Matter is all around us, and K-2 students are familiar with it. Although they may not use the word “matter” to describe something, students are used to the solid feel of a plastic bucket in their hands or the soft texture of the t-shirt on their back. They know to eat ice cream quickly before it melts. They understand that a fire will burn away logs in the fireplace or the wax in a candle.
Science4Us begins the study of matter with everyday objects that students are comfortable with. The Materials and Mixtures module begins the unit. Students explore everyday objects they know like recyclables, identifying objects made of wood, cloth, plastic or metal.
Kindergarten through second grade students have experience with matter in its three states: solid, liquid and gas. In the States of Matter module, students further explore the unique properties used to characterize each phase, and learn that anything on earth that has mass and takes up space is matter.
The Changes in Matter module further explores the concepts from previous modules, and looks at how matter may be modified or changed.

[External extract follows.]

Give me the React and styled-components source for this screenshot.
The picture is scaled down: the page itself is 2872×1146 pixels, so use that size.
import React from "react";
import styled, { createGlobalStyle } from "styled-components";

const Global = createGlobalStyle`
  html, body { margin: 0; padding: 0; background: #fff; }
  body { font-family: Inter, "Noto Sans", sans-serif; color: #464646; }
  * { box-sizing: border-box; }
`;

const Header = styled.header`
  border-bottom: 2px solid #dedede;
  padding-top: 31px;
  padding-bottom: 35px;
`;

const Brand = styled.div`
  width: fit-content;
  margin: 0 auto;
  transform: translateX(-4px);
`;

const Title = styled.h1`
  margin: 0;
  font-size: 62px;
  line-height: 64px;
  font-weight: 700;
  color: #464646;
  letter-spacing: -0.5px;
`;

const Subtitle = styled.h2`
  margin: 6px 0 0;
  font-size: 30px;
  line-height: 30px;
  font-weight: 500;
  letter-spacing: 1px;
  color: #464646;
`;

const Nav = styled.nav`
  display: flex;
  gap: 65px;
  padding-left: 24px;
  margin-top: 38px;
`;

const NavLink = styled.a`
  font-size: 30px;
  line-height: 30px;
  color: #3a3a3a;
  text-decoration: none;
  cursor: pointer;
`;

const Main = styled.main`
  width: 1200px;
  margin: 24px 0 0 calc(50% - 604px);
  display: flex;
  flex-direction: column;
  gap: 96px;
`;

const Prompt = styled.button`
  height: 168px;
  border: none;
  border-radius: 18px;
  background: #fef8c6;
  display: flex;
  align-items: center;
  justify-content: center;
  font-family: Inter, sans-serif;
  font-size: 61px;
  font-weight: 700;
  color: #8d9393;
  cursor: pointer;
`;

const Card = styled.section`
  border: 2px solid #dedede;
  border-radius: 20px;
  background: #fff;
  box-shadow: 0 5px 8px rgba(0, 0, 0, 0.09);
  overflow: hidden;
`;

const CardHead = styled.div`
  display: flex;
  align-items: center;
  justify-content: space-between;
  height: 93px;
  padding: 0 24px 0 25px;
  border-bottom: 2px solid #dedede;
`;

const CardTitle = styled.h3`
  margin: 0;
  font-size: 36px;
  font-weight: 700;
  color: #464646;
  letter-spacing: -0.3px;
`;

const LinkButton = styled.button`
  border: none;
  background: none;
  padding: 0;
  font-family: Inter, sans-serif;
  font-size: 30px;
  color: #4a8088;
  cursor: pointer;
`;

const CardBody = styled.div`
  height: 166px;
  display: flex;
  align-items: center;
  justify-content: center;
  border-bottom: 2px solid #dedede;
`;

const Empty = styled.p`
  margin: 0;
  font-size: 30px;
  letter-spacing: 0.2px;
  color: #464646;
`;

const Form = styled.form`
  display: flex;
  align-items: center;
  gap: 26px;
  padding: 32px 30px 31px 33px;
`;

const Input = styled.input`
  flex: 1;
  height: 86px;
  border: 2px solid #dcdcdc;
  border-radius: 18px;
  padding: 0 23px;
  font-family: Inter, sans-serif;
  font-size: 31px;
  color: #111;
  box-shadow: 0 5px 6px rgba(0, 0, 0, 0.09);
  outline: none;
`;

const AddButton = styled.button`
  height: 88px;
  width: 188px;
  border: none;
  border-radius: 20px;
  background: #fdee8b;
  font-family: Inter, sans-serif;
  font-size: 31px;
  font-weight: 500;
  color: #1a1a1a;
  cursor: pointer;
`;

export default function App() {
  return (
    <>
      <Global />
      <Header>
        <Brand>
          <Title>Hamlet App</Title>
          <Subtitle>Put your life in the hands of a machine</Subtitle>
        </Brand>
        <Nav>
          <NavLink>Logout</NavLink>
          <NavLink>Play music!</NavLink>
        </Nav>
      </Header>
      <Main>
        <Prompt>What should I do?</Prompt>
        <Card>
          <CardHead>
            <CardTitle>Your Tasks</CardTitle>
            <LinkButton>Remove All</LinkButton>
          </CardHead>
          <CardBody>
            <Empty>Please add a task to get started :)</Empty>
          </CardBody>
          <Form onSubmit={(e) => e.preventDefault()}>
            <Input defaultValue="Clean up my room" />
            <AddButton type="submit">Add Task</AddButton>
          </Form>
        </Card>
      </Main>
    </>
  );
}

Through an instructional video, games, and activities, students explore three types of changes that occur in matter: physical change, in which only the shape of the matter changes; physical phase change, in which matter changes to a different form (solid, liquid, or gas); and chemical change, in which matter is changed in a way that cannot be undone (fruits ripening or foods cooking).

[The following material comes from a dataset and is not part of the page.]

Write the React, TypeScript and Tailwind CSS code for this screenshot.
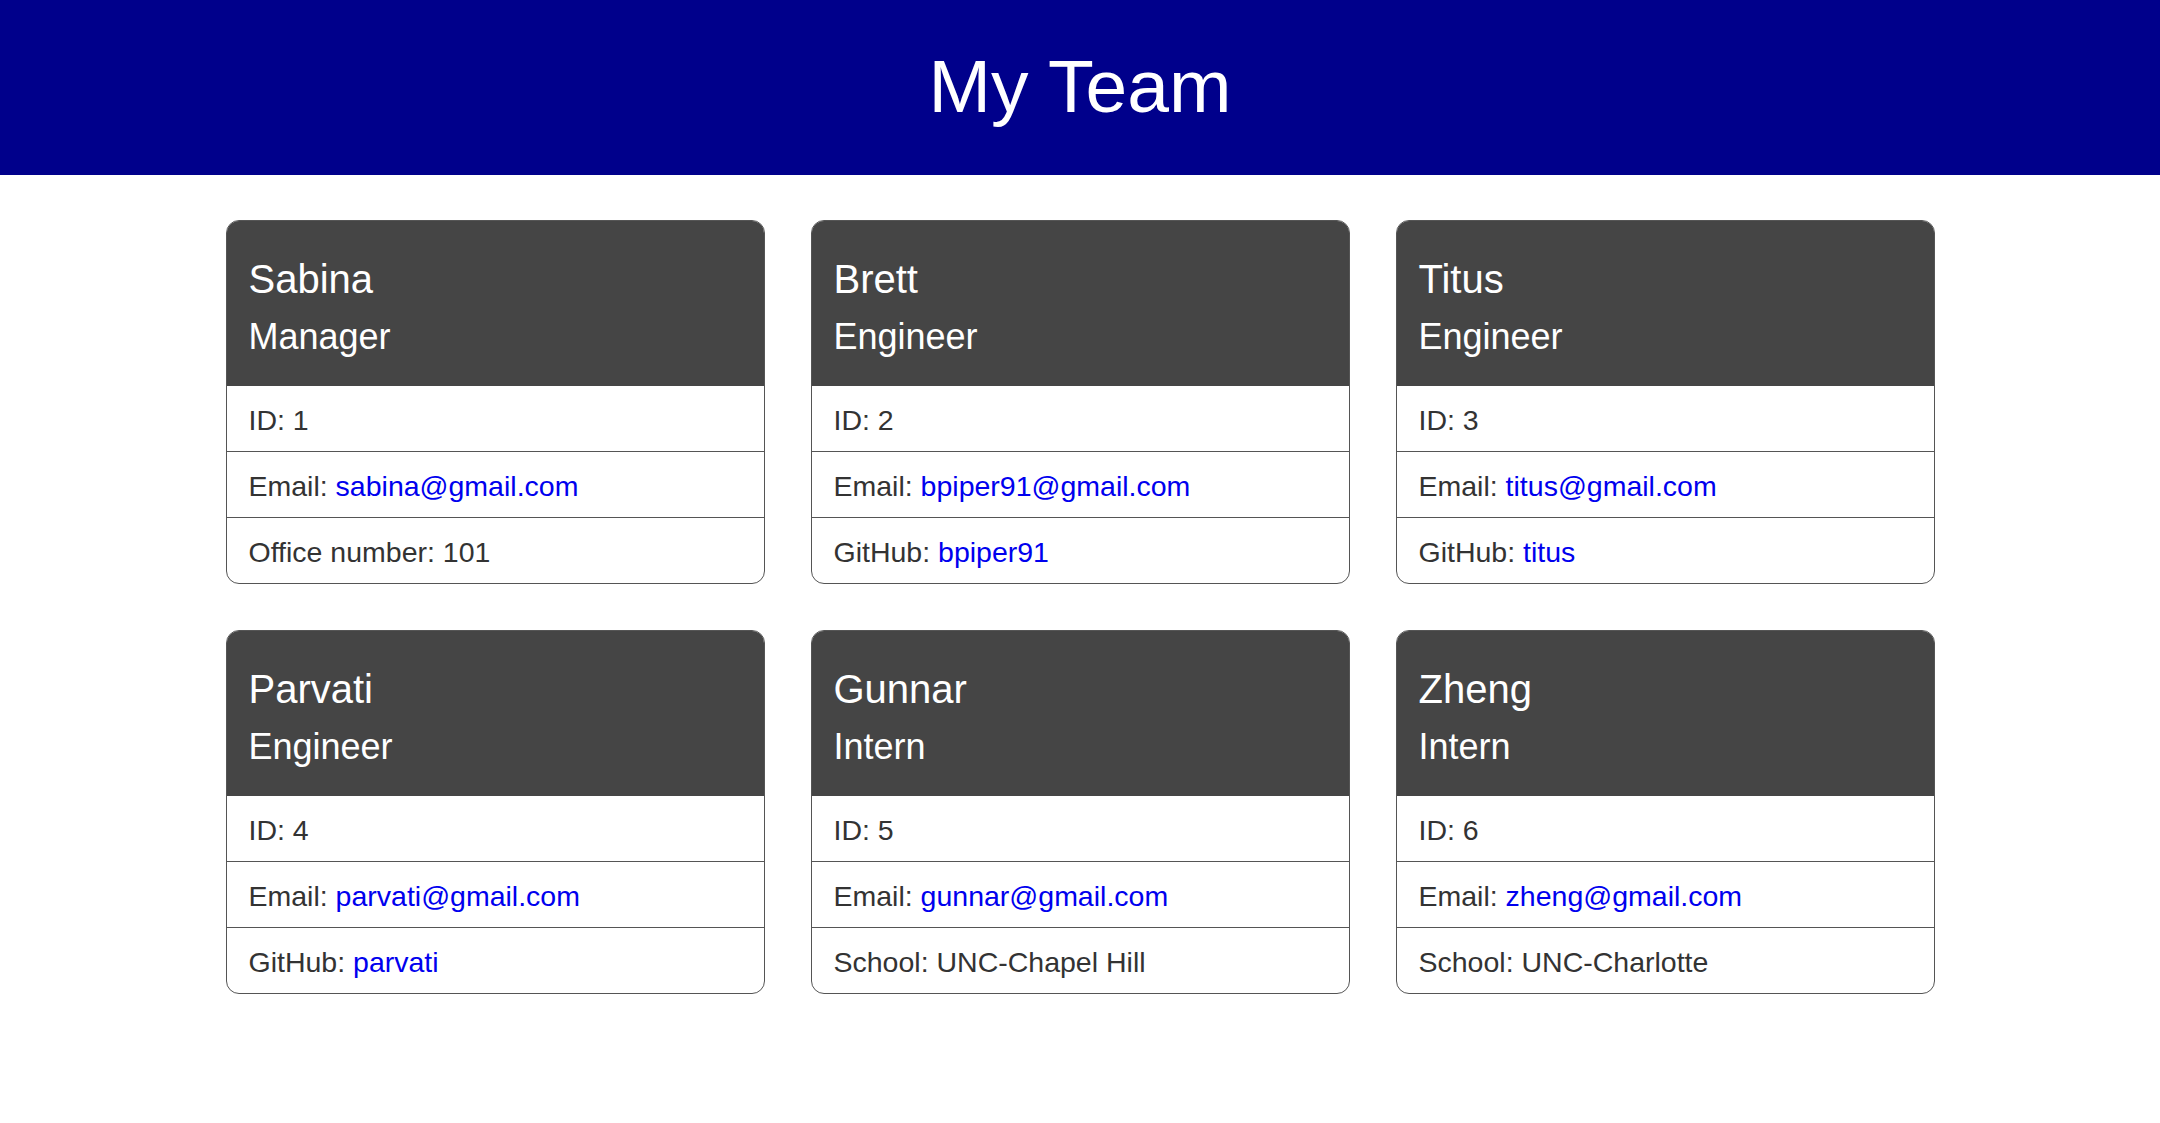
import type { ReactNode } from 'react'

interface Member {
  name: string
  role: string
  id: number
  email: string
  extraLabel: string
  extraValue: string
  extraIsLink?: boolean
}

const team: Member[] = [
  { name: 'Sabina', role: 'Manager', id: 1, email: 'sabina@gmail.com', extraLabel: 'Office number', extraValue: '101' },
  { name: 'Brett', role: 'Engineer', id: 2, email: 'bpiper91@gmail.com', extraLabel: 'GitHub', extraValue: 'bpiper91', extraIsLink: true },
  { name: 'Titus', role: 'Engineer', id: 3, email: 'titus@gmail.com', extraLabel: 'GitHub', extraValue: 'titus', extraIsLink: true },
  { name: 'Parvati', role: 'Engineer', id: 4, email: 'parvati@gmail.com', extraLabel: 'GitHub', extraValue: 'parvati', extraIsLink: true },
  { name: 'Gunnar', role: 'Intern', id: 5, email: 'gunnar@gmail.com', extraLabel: 'School', extraValue: 'UNC-Chapel Hill' },
  { name: 'Zheng', role: 'Intern', id: 6, email: 'zheng@gmail.com', extraLabel: 'School', extraValue: 'UNC-Charlotte' },
]

function Row({ children, divider }: { children: ReactNode; divider?: boolean }) {
  return (
    <li
      className={
        divider
          ? 'flex h-[66px] items-center border-t border-[#555] px-[22px] pt-[2px]'
          : 'flex h-[65px] items-center px-[22px] pt-[2px]'
      }
    >
      {children}
    </li>
  )
}

function Link({ children }: { children: ReactNode }) {
  return <a className="text-[#0000ee]">{children}</a>
}

function MemberCard({ member }: { member: Member }) {
  return (
    <div className="overflow-hidden rounded-[13px] border border-[#555] bg-white">
      <div className="h-[165px] bg-[#454545] px-[22px] pt-[34px] text-white">
        <h2 className="mb-[13px] text-[40px] leading-[48px]">{member.name}</h2>
        <h3 className="text-[36px] leading-[42px]">{member.role}</h3>
      </div>
      <ul className="text-[28.5px] leading-[34px] text-[#333]">
        <Row>ID: {member.id}</Row>
        <Row divider>
          <span>
            Email: <Link>{member.email}</Link>
          </span>
        </Row>
        <Row divider>
          <span>
            {member.extraLabel}:{' '}
            {member.extraIsLink ? <Link>{member.extraValue}</Link> : member.extraValue}
          </span>
        </Row>
      </ul>
    </div>
  )
}

export default function App() {
  return (
    <div className="min-h-screen w-full bg-white font-['Liberation_Sans',Arial,sans-serif]">
      <header className="flex h-[175px] items-center justify-center bg-[#00008b]">
        <h1 className="pb-[2px] text-[75px] leading-none text-white">My Team</h1>
      </header>

      <main className="grid grid-cols-[repeat(3,539px)] justify-center gap-[46px] pt-[45px]">
        {team.map((m) => (
          <MemberCard key={m.id} member={m} />
        ))}
      </main>
    </div>
  )
}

Science4Us allows K-2 students to explore matter at many levels. Students learn new vocabulary to describe what they see as they watch matter transformed into mixtures or make physical or chemical changes. Games and animated characters make this complex learning fun. In the classroom, students complete hands-on activities to experiment with matter. Finally, students record what they have learned in their digital notebook. Even these very young students will come away from the Matter Unit with an increased understanding of the matter around them and with scientific vocabulary to build upon when they study matter in the future.